##### DATASET EXTRACT #####
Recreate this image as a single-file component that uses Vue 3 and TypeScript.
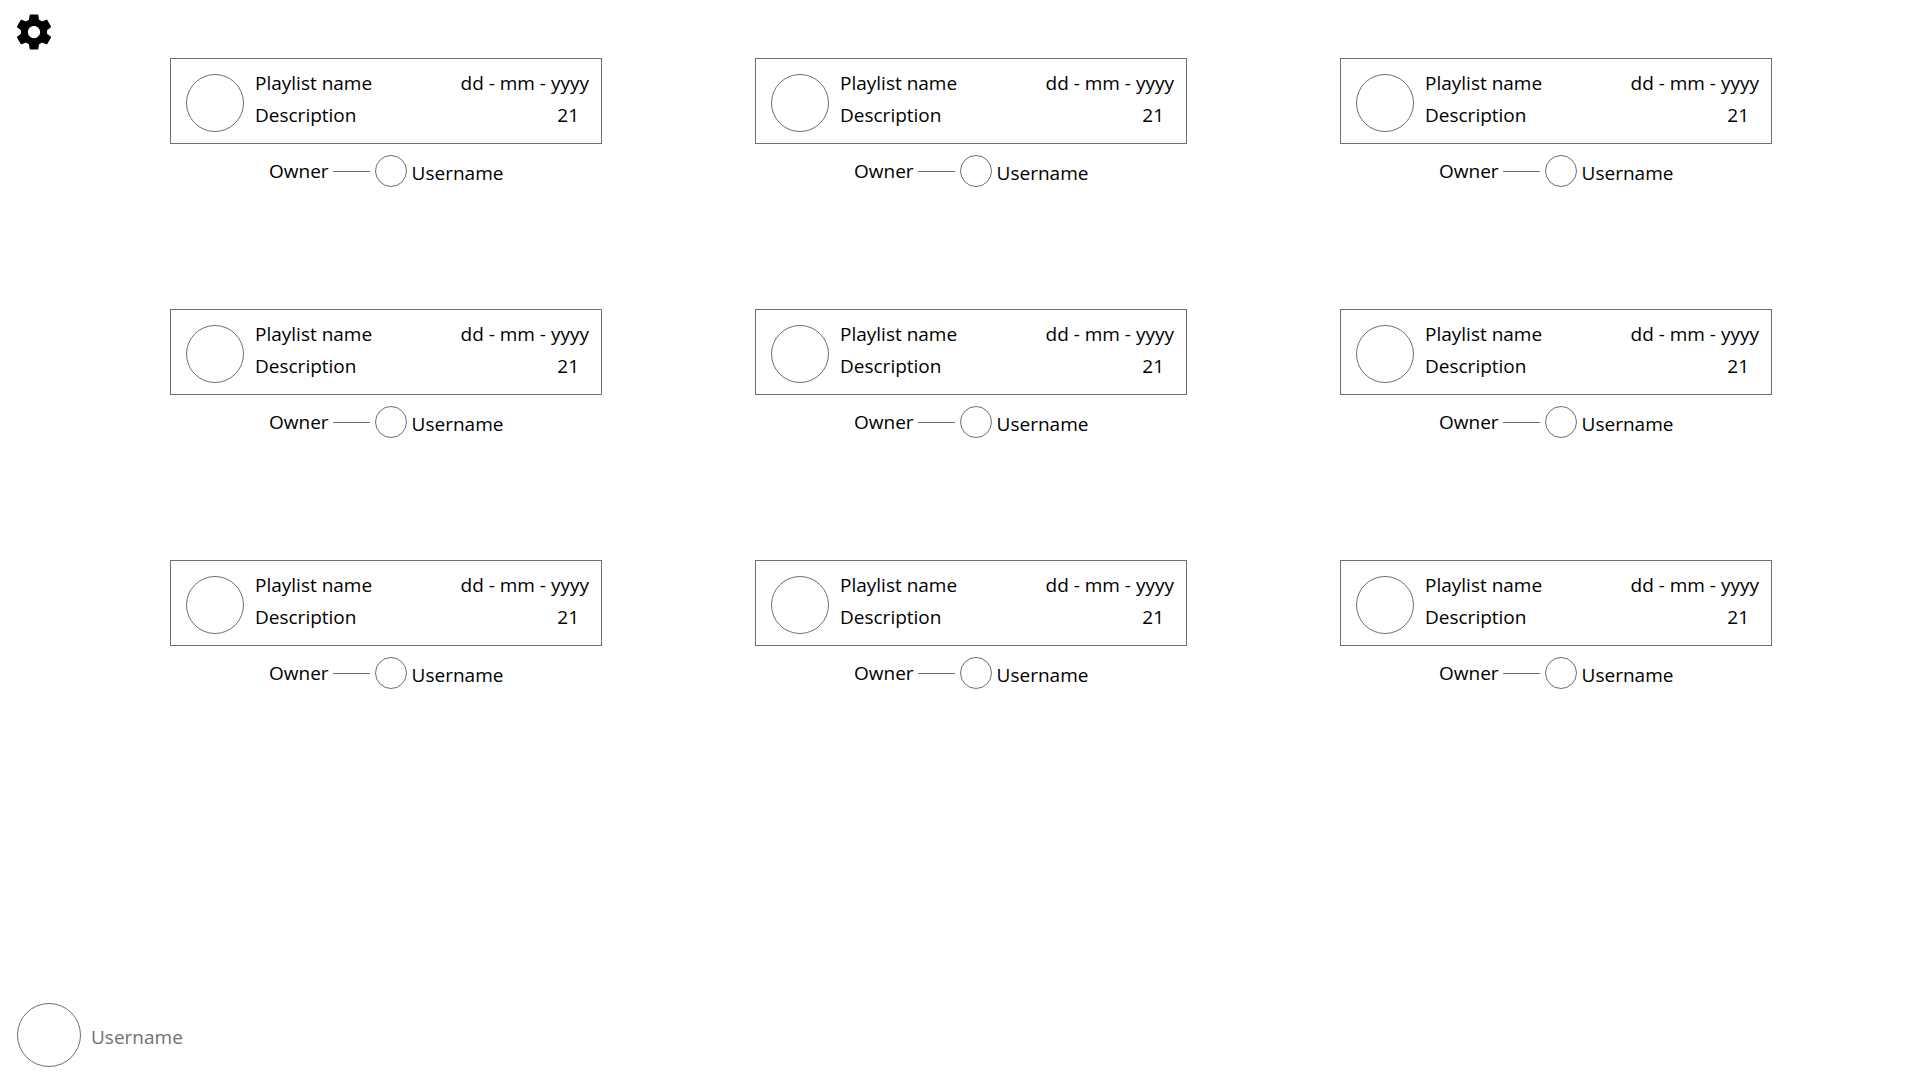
<script setup lang="ts">
interface Playlist {
  id: number
  name: string
  description: string
  date: string
  tracks: number
  owner: string
}

const playlists: Playlist[] = Array.from({ length: 9 }, (_, index) => ({
  id: index + 1,
  name: 'Playlist name',
  description: 'Description',
  date: 'dd - mm - yyyy',
  tracks: 21,
  owner: 'Username',
}))

const currentUser = 'Username'
</script>

<template>
  <div class="page">
    <header class="toolbar">
      <button class="settings" type="button" aria-label="Settings">
        <svg viewBox="0 0 24 24" width="42" height="42" aria-hidden="true">
          <path
            d="M19.43 12.98c.04-.32.07-.64.07-.98s-.03-.66-.07-.98l2.11-1.65c.19-.15.24-.42.12-.64l-2-3.46c-.12-.22-.39-.3-.61-.22l-2.49 1c-.52-.4-1.08-.73-1.69-.98l-.38-2.65C14.46 2.18 14.25 2 14 2h-4c-.25 0-.46.18-.49.42l-.38 2.65c-.61.25-1.17.59-1.69.98l-2.49-1c-.23-.09-.49 0-.61.22l-2 3.46c-.13.22-.07.49.12.64l2.11 1.65c-.04.32-.07.65-.07.98s.03.66.07.98l-2.11 1.65c-.19.15-.24.42-.12.64l2 3.46c.12.22.39.3.61.22l2.49-1c.52.4 1.08.73 1.69.98l.38 2.65c.03.24.24.42.49.42h4c.25 0 .46-.18.49-.42l.38-2.65c.61-.25 1.17-.59 1.69-.98l2.49 1c.23.09.49 0 .61-.22l2-3.46c.12-.22.07-.49-.12-.64l-2.11-1.65zM12 15.5c-1.93 0-3.5-1.57-3.5-3.5s1.57-3.5 3.5-3.5 3.5 1.57 3.5 3.5-1.57 3.5-3.5 3.5z"
          />
        </svg>
      </button>
    </header>

    <main class="playlists">
      <article v-for="playlist in playlists" :key="playlist.id" class="playlist">
        <div class="card">
          <span class="avatar cover"></span>
          <div class="details">
            <span>{{ playlist.name }}</span>
            <span>{{ playlist.description }}</span>
          </div>
          <div class="meta">
            <span>{{ playlist.date }}</span>
            <span class="tracks">{{ playlist.tracks }}</span>
          </div>
        </div>
        <div class="owner">
          <span>Owner</span>
          <span class="connector"></span>
          <span class="avatar owner-avatar"></span>
          <span class="owner-name">{{ playlist.owner }}</span>
        </div>
      </article>
    </main>

    <footer class="account">
      <span class="avatar account-avatar"></span>
      <span class="account-name">{{ currentUser }}</span>
    </footer>
  </div>
</template>

<style>
body {
  margin: 0;
  background: #fff;
}
</style>

<style scoped>
.page {
  display: flex;
  flex-direction: column;
  box-sizing: border-box;
  min-height: 100vh;
  font-family: "Segoe UI", "Open Sans", "Noto Sans", sans-serif;
  font-size: 19px;
  line-height: 32px;
  color: #000;
}

.toolbar {
  display: flex;
  padding: 11px 13px 5px;
}

.settings {
  display: flex;
  padding: 0;
  border: 0;
  background: none;
  color: inherit;
  cursor: pointer;
}

.settings svg {
  fill: currentColor;
}

.playlists {
  display: grid;
  grid-template-columns: repeat(3, 1fr);
  gap: 122px 153px;
  padding: 0 148px 0 170px;
}

.card {
  display: flex;
  box-sizing: border-box;
  padding: 8px 12px 11px 15px;
  border: 1px solid #707070;
}

.avatar {
  flex: none;
  box-sizing: border-box;
  border: 1px solid #707070;
  border-radius: 50%;
}

.cover {
  width: 58px;
  height: 58px;
  margin: 7px 11px 0 0;
}

.details,
.meta {
  display: flex;
  flex-direction: column;
}

.meta {
  align-items: flex-end;
  margin-left: auto;
}

.tracks {
  padding-right: 10px;
}

.owner {
  display: flex;
  align-items: center;
  padding: 11px 0 0 99px;
}

.connector {
  width: 37px;
  margin: 0 5px 0 4px;
  border-top: 1px solid #707070;
}

.owner-avatar {
  width: 32px;
  height: 32px;
}

.owner-name {
  align-self: flex-end;
  margin-left: 5px;
  line-height: 28px;
}

.account {
  display: flex;
  align-items: center;
  gap: 10px;
  margin-top: auto;
  padding: 0 17px 13px;
  color: #707070;
}

.account-avatar {
  width: 64px;
  height: 64px;
}

.account-name {
  padding-top: 4px;
}
</style>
#####
DIRECTIVE —
Omit the pictures and output all of the other material exactly.

WRITTEN ANSWER —
Recreate this image as a single-file component that uses Vue 3 and TypeScript.
<script setup lang="ts">
interface Playlist {
  id: number
  name: string
  description: string
  date: string
  tracks: number
  owner: string
}

const playlists: Playlist[] = Array.from({ length: 9 }, (_, index) => ({
  id: index + 1,
  name: 'Playlist name',
  description: 'Description',
  date: 'dd - mm - yyyy',
  tracks: 21,
  owner: 'Username',
}))

const currentUser = 'Username'
</script>

<template>
  <div class="page">
    <header class="toolbar">
      <button class="settings" type="button" aria-label="Settings">
        <svg viewBox="0 0 24 24" width="42" height="42" aria-hidden="true">
          <path
            d="M19.43 12.98c.04-.32.07-.64.07-.98s-.03-.66-.07-.98l2.11-1.65c.19-.15.24-.42.12-.64l-2-3.46c-.12-.22-.39-.3-.61-.22l-2.49 1c-.52-.4-1.08-.73-1.69-.98l-.38-2.65C14.46 2.18 14.25 2 14 2h-4c-.25 0-.46.18-.49.42l-.38 2.65c-.61.25-1.17.59-1.69.98l-2.49-1c-.23-.09-.49 0-.61.22l-2 3.46c-.13.22-.07.49.12.64l2.11 1.65c-.04.32-.07.65-.07.98s.03.66.07.98l-2.11 1.65c-.19.15-.24.42-.12.64l2 3.46c.12.22.39.3.61.22l2.49-1c.52.4 1.08.73 1.69.98l.38 2.65c.03.24.24.42.49.42h4c.25 0 .46-.18.49-.42l.38-2.65c.61-.25 1.17-.59 1.69-.98l2.49 1c.23.09.49 0 .61-.22l2-3.46c.12-.22.07-.49-.12-.64l-2.11-1.65zM12 15.5c-1.93 0-3.5-1.57-3.5-3.5s1.57-3.5 3.5-3.5 3.5 1.57 3.5 3.5-1.57 3.5-3.5 3.5z"
          />
        </svg>
      </button>
    </header>

    <main class="playlists">
      <article v-for="playlist in playlists" :key="playlist.id" class="playlist">
        <div class="card">
          <span class="avatar cover"></span>
          <div class="details">
            <span>{{ playlist.name }}</span>
            <span>{{ playlist.description }}</span>
          </div>
          <div class="meta">
            <span>{{ playlist.date }}</span>
            <span class="tracks">{{ playlist.tracks }}</span>
          </div>
        </div>
        <div class="owner">
          <span>Owner</span>
          <span class="connector"></span>
          <span class="avatar owner-avatar"></span>
          <span class="owner-name">{{ playlist.owner }}</span>
        </div>
      </article>
    </main>

    <footer class="account">
      <span class="avatar account-avatar"></span>
      <span class="account-name">{{ currentUser }}</span>
    </footer>
  </div>
</template>

<style>
body {
  margin: 0;
  background: #fff;
}
</style>

<style scoped>
.page {
  display: flex;
  flex-direction: column;
  box-sizing: border-box;
  min-height: 100vh;
  font-family: "Segoe UI", "Open Sans", "Noto Sans", sans-serif;
  font-size: 19px;
  line-height: 32px;
  color: #000;
}

.toolbar {
  display: flex;
  padding: 11px 13px 5px;
}

.settings {
  display: flex;
  padding: 0;
  border: 0;
  background: none;
  color: inherit;
  cursor: pointer;
}

.settings svg {
  fill: currentColor;
}

.playlists {
  display: grid;
  grid-template-columns: repeat(3, 1fr);
  gap: 122px 153px;
  padding: 0 148px 0 170px;
}

.card {
  display: flex;
  box-sizing: border-box;
  padding: 8px 12px 11px 15px;
  border: 1px solid #707070;
}

.avatar {
  flex: none;
  box-sizing: border-box;
  border: 1px solid #707070;
  border-radius: 50%;
}

.cover {
  width: 58px;
  height: 58px;
  margin: 7px 11px 0 0;
}

.details,
.meta {
  display: flex;
  flex-direction: column;
}

.meta {
  align-items: flex-end;
  margin-left: auto;
}

.tracks {
  padding-right: 10px;
}

.owner {
  display: flex;
  align-items: center;
  padding: 11px 0 0 99px;
}

.connector {
  width: 37px;
  margin: 0 5px 0 4px;
  border-top: 1px solid #707070;
}

.owner-avatar {
  width: 32px;
  height: 32px;
}

.owner-name {
  align-self: flex-end;
  margin-left: 5px;
  line-height: 28px;
}

.account {
  display: flex;
  align-items: center;
  gap: 10px;
  margin-top: auto;
  padding: 0 17px 13px;
  color: #707070;
}

.account-avatar {
  width: 64px;
  height: 64px;
}

.account-name {
  padding-top: 4px;
}
</style>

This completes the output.